Well that was disappointing. I was tempted to give it 3 stars overall while reading (before I got to the end) since although the present-day chapters were fairly interesting, the past chapters were duller and sometimes maudlin. Then I got to the “twist” at the end and was disappointed by it. I had caught the references to it earlier and was hoping I was wrong but… nope. If it weren’t Banks, I’d probably drop my rating lower, but I guess I’ll keep it at two stars.

 

The present-day chapters follow Cheradine Zakalwe as he’s recruited by Diziet Sma (I like her first name) to convince this old political to come out of retirement to put off a war. Zakalwe’s skill is winning wars, basically, so the “past” chapters show various scenes from his past, some of them boring and some of them brutal.

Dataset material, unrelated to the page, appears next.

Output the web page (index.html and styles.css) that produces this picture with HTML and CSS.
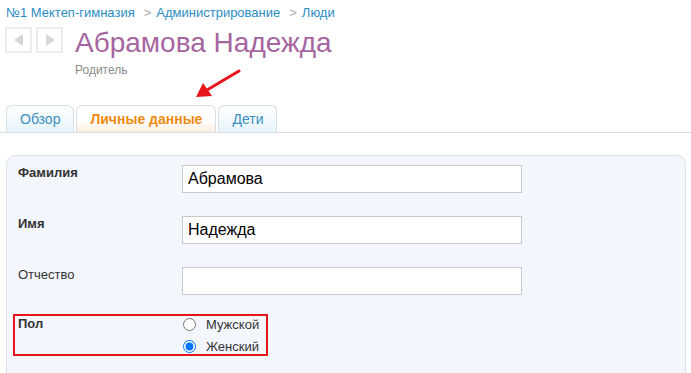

These interleaved chapters make up the book. There’s also a drone called Skaffen-Amtiskaw who starts off as a bit of a jerk but becomes more interesting as the book goes along. Sma doesn’t have much of a personality, unfortunately, despite her cool name.

 

I read this for the Water Works square in booklikes-opoly since there’s water on the cover. It turns out that it’s a grounded battleship in front of a city on the cover and it seems like it was grounded in drydock in a shipyard so there would be water around it somewhere, so I think the stuff that looks like water is water. Hopefully that clears up some confusing elements of the cover (while opening a whole new can of worms as far as confusing context goes). Anyway, the book is 411 pages, so that’s another $5 for my bank, bringing my total to $48.